Understanding the Periodic TablePosted: May 11, 2022
Chemistry was not my favorite subject in high school; I was much more focused on English and social studies. I didn’t like science subjects all that much. Then there was the fact that my chemsitry teacher was late in his career and seemed to be dealing with a case of burnout. I think he took his full complement of sick days, so we often had a substitute. He was also in charge of A/V at the school, which he seemed to be more enthusiastic about than teaching chemistry. That meant that when he was out we often watched films (of the old 16 mm type), whether or not they were related to chemistry, or even to science.
I managed to complete four years at Pitzer College without taking a single science course. (This was back in the olden days when Pitzer did not have any general education requirements.) Still, as an adult I was interested in science topics, and certainly watched plenty of science programs on the local PBS station wherever I lived. Similarly, I have watched or listened to plenty of science courses from The Great Courses. After finishing twenty-four lectures on Norse Mythology I was looking for something completely different (right Monty Python?) so I selected Understanding the Periodic Table, which The Great Courses and Wondrium were touting as one of their new releases.
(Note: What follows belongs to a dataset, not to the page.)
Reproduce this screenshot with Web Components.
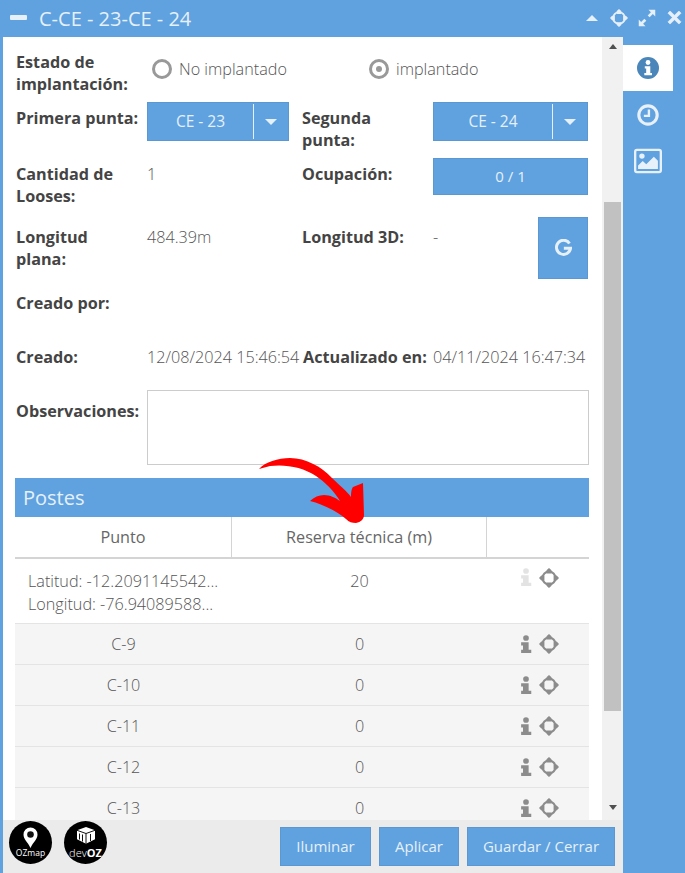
<!DOCTYPE html>
<html lang="es">
<head>
<meta charset="utf-8">
<title>C-CE - 23-CE - 24</title>
<style>
  html, body { margin: 0; padding: 0; height: 873px; overflow: hidden; background: #fff; }
  body { font-family: "Open Sans", sans-serif; }
</style>
</head>
<body>
<oz-window heading="C-CE - 23-CE - 24">
  <oz-form></oz-form>
  <oz-section heading="Postes"></oz-section>
  <oz-table>
    <oz-row kind="head" a="Punto" b="Reserva técnica (m)"></oz-row>
    <oz-row kind="coords" a="Latitud: -12.2091145542...|Longitud: -76.94089588..." b="20"></oz-row>
    <oz-row a="C-9" b="0"></oz-row>
    <oz-row a="C-10" b="0"></oz-row>
    <oz-row a="C-11" b="0"></oz-row>
    <oz-row a="C-12" b="0"></oz-row>
    <oz-row a="C-13" b="0"></oz-row>
  </oz-table>
</oz-window>

<script>
const BLUE = "#5fa2df";

// all the small glyphs live here, drawn on a 24 box
const ICONS = {
  info: `<circle cx="12" cy="12" r="12" fill="currentColor"/><circle cx="12" cy="6" r="2.6" fill="#fff"/><path d="M8.5 10h6v7.5h1.8V20H8v-2.500h2V12.500H8.500z" fill="#fff"/>`,
  clock: `<circle cx="12" cy="12" r="10" fill="none" stroke="currentColor" stroke-width="3.400"/><path d="M13 6v7H7.500" fill="none" stroke="currentColor" stroke-width="2.600"/>`,
  picture: `<rect x="1" y="2.500" width="22" height="19" rx="1.500" fill="none" stroke="currentColor" stroke-width="2"/><circle cx="6.800" cy="7.800" r="2.300" fill="currentColor"/><path d="M3.500 18.800v-3l4-3.800 3 2.800 6.500-6.500 3.500 3.500v7z" fill="currentColor"/>`,
  move: `<circle cx="12" cy="12" r="7.800" fill="none" stroke="currentColor" stroke-width="2.500"/><path d="M12 0l3 2.800v3.700H9V2.800zM12 24l3-2.800v-3.700H9v3.700zM0 12l2.800-3h3.700v6H2.800zM24 12l-2.800-3h-3.700v6h3.700z" fill="currentColor"/>`,
  expand: `<path d="M14 1h9v9l-3.200-3.200-4.300 4.300-2.600-2.600 4.300-4.300zM10 23H1v-9l3.200 3.200 4.300-4.300 2.600 2.600-4.300 4.300z" fill="currentColor"/>`,
  close: `<path d="M5 1.500l7 7 7-7 3.500 3.500-7 7 7 7-3.500 3.500-7-7-7 7L1.500 19l7-7-7-7z" fill="currentColor" stroke="currentColor" stroke-linejoin="round"/>`,
  "i": `<circle cx="12" cy="4" r="3.800" fill="currentColor"/><path d="M5.500 9.500h10v10H19V24H5.500v-4.500H8v-5.500H5.500z" fill="currentColor"/>`,
  google: `<path d="M20.500 6.300A10 10 0 1 0 22 13H12.500" fill="none" stroke="currentColor" stroke-width="4.200"/>`
};

class OzIcon extends HTMLElement {
  connectedCallback() {
    const size = this.getAttribute("size") || 18;
    this.attachShadow({ mode: "open" }).innerHTML = `
      <style>:host{display:inline-flex;flex:none;width:${size}px;height:${size}px;line-height:0} svg{width:100%;height:100%}</style>
      <svg viewBox="0 0 24 24">${ICONS[this.getAttribute("name")]}</svg>`;
  }
}

class OzWindow extends HTMLElement {
  connectedCallback() {
    this.attachShadow({ mode: "open" }).innerHTML = `
      <style>
        :host{display:flex;flex-direction:column;width:685px;height:873px;background:${BLUE};box-sizing:border-box;padding-left:3px;overflow:hidden;font-family:"Open Sans",sans-serif}
        header{height:37px;flex:none;display:flex;align-items:center;color:#e6f0f9;margin-left:-3px}
        .min{width:17px;height:5px;background:#e6f0f9;margin:0 12px 2px 10px;border-radius:1px}
        h1{margin:0 0 1px;font-size:20px;font-weight:400;flex:1}
        .tools{display:flex;align-items:center;margin-bottom:2px}
        .up{width:0;height:0;border:6px solid transparent;border-top:0;border-bottom:6px solid #e6f0f9;margin-right:12px}
        .tools oz-icon{margin-right:10px}
        .tools oz-icon:last-child{margin:0 3px 0 1px}
        .body{flex:1;display:flex;min-height:0}
        .main{width:620px;display:flex;flex-direction:column}
        .scroll{height:783px;display:flex;background:#fff}
        .content{width:599px;height:783px;overflow:hidden;box-sizing:border-box;padding-left:12px}
        .bar{width:21px;background:#f1f1f1;position:relative;display:flex;flex-direction:column;align-items:center}
        .bar i{display:block;width:0;height:0;border:4.500px solid transparent}
        .bar .top{border-top:0;border-bottom:5px solid #505050;margin-top:7px}
        .thumb{width:17px;height:509px;background:#c1c1c1;margin-top:153px}
        .bar .down{border-bottom:0;border-top:5px solid #505050;margin-top:94px}
        footer{flex:1;background:#ebebeb;display:flex;align-items:flex-start;padding:7px 8px 0 6px;gap:8px}
        footer .sp{flex:1}
        nav{flex:1;display:flex;flex-direction:column;padding-top:8px;align-items:flex-start;color:#e8f1fa}
        nav span{width:50px;height:46px;display:flex;align-items:center;justify-content:center;box-sizing:border-box;padding-top:2px}
        nav .on{background:#fff;color:#4a86ba;padding-top:0}
      </style>
      <header>
        <div class="min"></div><h1>${this.getAttribute("heading")}</h1>
        <div class="tools">
          <div class="up"></div>
          <oz-icon name="move" size="18"></oz-icon>
          <oz-icon name="expand" size="18"></oz-icon>
          <oz-icon name="close" size="15"></oz-icon>
        </div>
      </header>
      <div class="body">
        <div class="main">
          <div class="scroll">
            <div class="content"><slot></slot></div>
            <div class="bar"><i class="top"></i><div class="thumb"></div><i class="down"></i></div>
          </div>
          <footer>
            <oz-logo kind="map"></oz-logo><oz-logo kind="dev"></oz-logo>
            <div class="sp"></div>
            <oz-button w="91">Iluminar</oz-button>
            <oz-button w="80">Aplicar</oz-button>
            <oz-button w="148">Guardar / Cerrar</oz-button>
          </footer>
        </div>
        <nav>
          <span class="on"><oz-icon name="info" size="22"></oz-icon></span>
          <span><oz-icon name="clock" size="22"></oz-icon></span>
          <span><oz-icon name="picture" size="28"></oz-icon></span>
        </nav>
      </div>`;
  }
}

class OzButton extends HTMLElement {
  connectedCallback() {
    const w = this.getAttribute("w");
    const h = this.getAttribute("h") || 39;
    this.attachShadow({ mode: "open" }).innerHTML = `
      <style>
        :host{display:flex;align-items:center;justify-content:center;flex:none;box-sizing:border-box;width:${w}px;height:${h}px;padding-bottom:2px;background:${BLUE};border:1px solid #5b98d2;color:#e6f0f9;font-size:15px;font-weight:400}
      </style><slot></slot>`;
  }
}

class OzSelect extends HTMLElement {
  connectedCallback() {
    this.attachShadow({ mode: "open" }).innerHTML = `
      <style>
        :host{display:flex;box-sizing:border-box;height:39px;background:${BLUE};border:1px solid #5b98d2;color:#e6f0f9;font-size:15.500px;font-weight:400}
        .txt{flex:1;display:flex;align-items:center;justify-content:center;margin:1px 0;border-right:1px solid #e6f0f9;padding-bottom:1px}
        .arr{width:34px;display:flex;align-items:center;justify-content:center}
        .arr i{width:0;height:0;border:6.500px solid transparent;border-bottom:0;border-top:6.500px solid #e6f0f9}
      </style>
      <div class="txt"><slot></slot></div><div class="arr"><i></i></div>`;
  }
}

class OzRadio extends HTMLElement {
  connectedCallback() {
    const on = this.hasAttribute("checked");
    this.attachShadow({ mode: "open" }).innerHTML = `
      <style>
        :host{display:flex;align-items:center;flex:none;width:217px;font-size:16.200px;font-weight:300;color:#555}
        .c{width:20px;height:20px;box-sizing:border-box;border:3px solid #999;border-radius:50%;margin-right:7px;display:flex;align-items:center;justify-content:center}
        .c i{width:6px;height:6px;border-radius:50%;background:#999;display:${on ? "block" : "none"}}
      </style>
      <div class="c"><i></i></div><slot></slot>`;
  }
}

class OzForm extends HTMLElement {
  connectedCallback() {
    this.attachShadow({ mode: "open" }).innerHTML = `
      <style>
        :host{display:grid;grid-template-columns:132px 155px 131px 156px;grid-template-rows:56px 56px 59px 70px 54px 49px 75px;margin:9px 0 13px;font-size:16.200px;line-height:22px;color:#555;font-weight:300;white-space:nowrap}
        b{font-weight:700;color:#444;display:block;padding:5px 0 0 1px;white-space:normal}
        b.n{padding-left:0}
        .v{padding-top:5px}
        .t9 b,.t9.v{padding-top:9px}
        .radios{grid-column:2 / 5;padding:12px 0 0 5px;display:flex;align-items:flex-start}
        .sel{padding-right:1px}
        .g{display:flex;justify-content:space-between}
        .g oz-button{margin:0 1px 0 0}
        .area{grid-column:2 / 5;height:75px;box-sizing:border-box;border:1px solid #ccc;background:#fff}
        .obs{padding-top:5px}
      </style>
      <b>Estado de<br>implantación:</b>
      <div class="radios"><oz-radio>No implantado</oz-radio><oz-radio checked>implantado</oz-radio></div>

      <b>Primera punta:</b>
      <div style="width:142px"><oz-select>CE - 23</oz-select></div>
      <b class="n">Segunda<br>punta:</b>
      <div class="sel"><oz-select>CE - 24</oz-select></div>

      <b>Cantidad de<br>Looses:</b>
      <div class="v">1</div>
      <b class="n">Ocupación:</b>
      <div class="sel"><oz-button h="37" w="155">0 / 1</oz-button></div>

      <div class="t9"><b>Longitud<br>plana:</b></div>
      <div class="v t9">484.39m</div>
      <div class="t9"><b class="n">Longitud 3D:</b></div>
      <div class="g"><span class="v t9" style="display:block">-</span>
        <oz-button w="50" h="62"><oz-icon name="google" size="17"></oz-icon></oz-button></div>

      <b>Creado por:</b><div></div><div></div><div></div>

      <b>Creado:</b>
      <div class="v">12/08/2024 15:46:54</div>
      <b>Actualizado en:</b>
      <div class="v">04/11/2024 16:47:34</div>

      <div class="obs"><b>Observaciones:</b></div>
      <div class="area"></div>`;
  }
}

class OzSection extends HTMLElement {
  connectedCallback() {
    this.attachShadow({ mode: "open" }).innerHTML = `
      <style>
        :host{display:flex;align-items:center;width:574px;height:39px;background:${BLUE};color:#e6f0f9;font-size:20px;box-sizing:border-box;padding-left:8px}
      </style>${this.getAttribute("heading")}`;
  }
}

class OzTable extends HTMLElement {
  connectedCallback() {
    this.attachShadow({ mode: "open" }).innerHTML = `
      <style>:host{display:block;width:574px}</style><slot></slot>`;
  }
}

class OzRow extends HTMLElement {
  connectedCallback() {
    const kind = this.getAttribute("kind") || "row";
    const a = this.getAttribute("a");
    const b = this.getAttribute("b");
    const first = kind === "coords"
      ? a.split("|").map(l => `<div>${l}</div>`).join("")
      : a;
    const tools = kind === "head" ? "" :
      `<oz-icon class="${kind === "coords" ? "off" : ""}" name="i" size="18"></oz-icon><oz-icon name="move" size="20"></oz-icon>`;
    this.attachShadow({ mode: "open" }).innerHTML = `
      <style>
        :host{display:grid;grid-template-columns:217px 255px 102px;box-sizing:border-box;font-size:16.200px;font-weight:300;color:#555;height:41px;background:#f5f5f5;border-bottom:1px solid #e4e4e4}
        :host([kind=head]){height:42px;background:#fff;font-weight:400;border-bottom:2px solid #d4d4d4;color:#666}
        :host([kind=coords]){height:65px;background:#fff;border-bottom:1px solid #e4e4e4}
        .c{display:flex;align-items:center;justify-content:center;padding-bottom:1px}
        :host([kind=head]) .a,:host([kind=head]) .b{border-right:1px solid #d4d4d4}
        :host([kind=coords]) .c{align-items:flex-start;padding-top:11px;line-height:23px}
        :host([kind=coords]) .a{display:block;padding-left:13px}
        .t{justify-content:flex-start;padding-left:30px;gap:4px;color:#8c8c8c}
        :host([kind=coords]) .t{padding-top:9px}
        .off{color:#e3e3e3}
      </style>
      <div class="c a">${first}</div><div class="c b">${b}</div><div class="c t">${tools}</div>`;
  }
}

class OzLogo extends HTMLElement {
  connectedCallback() {
    const map = this.getAttribute("kind") === "map";
    const art = map
      ? `<path d="M21.500 6.500a7 7 0 0 1 7 7c0 5-4 7-7 13.500-3-6.500-7-8.500-7-13.500a7 7 0 0 1 7-7z" fill="#fff"/><circle cx="21.500" cy="13.500" r="3.300" fill="#111"/>`
      : `<path d="M22 6l9 3.300v9l-9 4.500-9-4.500V9.300z" fill="#fff"/><path d="M22 12.500v11M13 9.300l9 3.200 9-3.200M15.500 12.500v6M18.500 13.500v7M26.500 13v7" stroke="#111" fill="none"/>`;
    this.attachShadow({ mode: "open" }).innerHTML = `
      <style>
        :host{display:block;position:relative;flex:none;width:43px;height:43px;border-radius:50%;background:#000;margin:-6px 4px 0 0;overflow:hidden;color:#fff}
        svg{position:absolute;left:0;top:0;width:43px;height:43px}
        span{position:absolute;left:0;right:0;bottom:6px;text-align:center;font:${map ? "400 8.500px" : "300 11px"}/10px "Open Sans",sans-serif}
        span b{font-weight:700}
      </style>
      <svg viewBox="0 0 43 43">${art}</svg>
      <span>${map ? "OZmap" : "dev<b>OZ</b>"}</span>`;
  }
}

// the red arrow lies over the section bar and the table head
class OzArrow extends HTMLElement {
  connectedCallback() {
    this.attachShadow({ mode: "open" }).innerHTML = `
      <style>:host{position:absolute;left:0;top:0;pointer-events:none}</style>
      <svg width="685" height="873" style="display:block"><path fill="#f00" d="M259 469C265 462 278 458 290 458C306 458 322 467 332 478C340 486 347 491 351 497C351 491 352 488 353 487L363 483L364 515C364 519 361 522 356 523C352 523 349 522 346 519C337 511 322 504 310 501C314 497 319 495 324 495C330 495 336 498 340 501C334 491 325 482 316 476C303 467 285 464 270 466Z"/></svg>`;
  }
}

customElements.define("oz-icon", OzIcon);
customElements.define("oz-button", OzButton);
customElements.define("oz-select", OzSelect);
customElements.define("oz-radio", OzRadio);
customElements.define("oz-form", OzForm);
customElements.define("oz-section", OzSection);
customElements.define("oz-table", OzTable);
customElements.define("oz-row", OzRow);
customElements.define("oz-logo", OzLogo);
customElements.define("oz-window", OzWindow);
customElements.define("oz-arrow", OzArrow);
document.body.appendChild(document.createElement("oz-arrow"));
</script>
</body>
</html>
I can’t say that this was the most captivating course I have watched, but I did learn a few things. I finally got it down that an isotope is an atom with a different number of neutrons than the most common form, and an ion is an atom with a different number of electrons than the most common form. I learned that there are many elements that don’t exist in their pure state but have to be extracted from the compounds in which they exist by using heat or a chemical means. I learned that allotropes are different configurations of the same element. For example, there are different allotropes of tin, some of which are stable and others of which disintegrate quickly. Graphite (pencil lead) and diamonds are different allotropes of carbon. And I came across elements I hadn’t heard of before, for example hafnium and osmium.
Professor Davis has a tendency to anthropomorphize the elements. He says that hydrogen wants to bond with other elements. Or that elements want to form octets, that is a molecule with eight electrons in the outer shell. It’s an interesting perspective.
The periodic table is larger today than it was during my junior year of high school. The International Union of Pure and Applied Chemistry (IUPAC) finalized today’s table in 2016, taking us up to element 118, oganesson. The PDF version of the course guidebook sacrifices a lecture-by-lecture outline of the course, as is found in most Great Courses lecture series, but instead provides us with an interactive periodic table. When you click on an element the guidebook takes you to a description of that element. Pretty cool.
If such things interest you, this is a course well worth watching.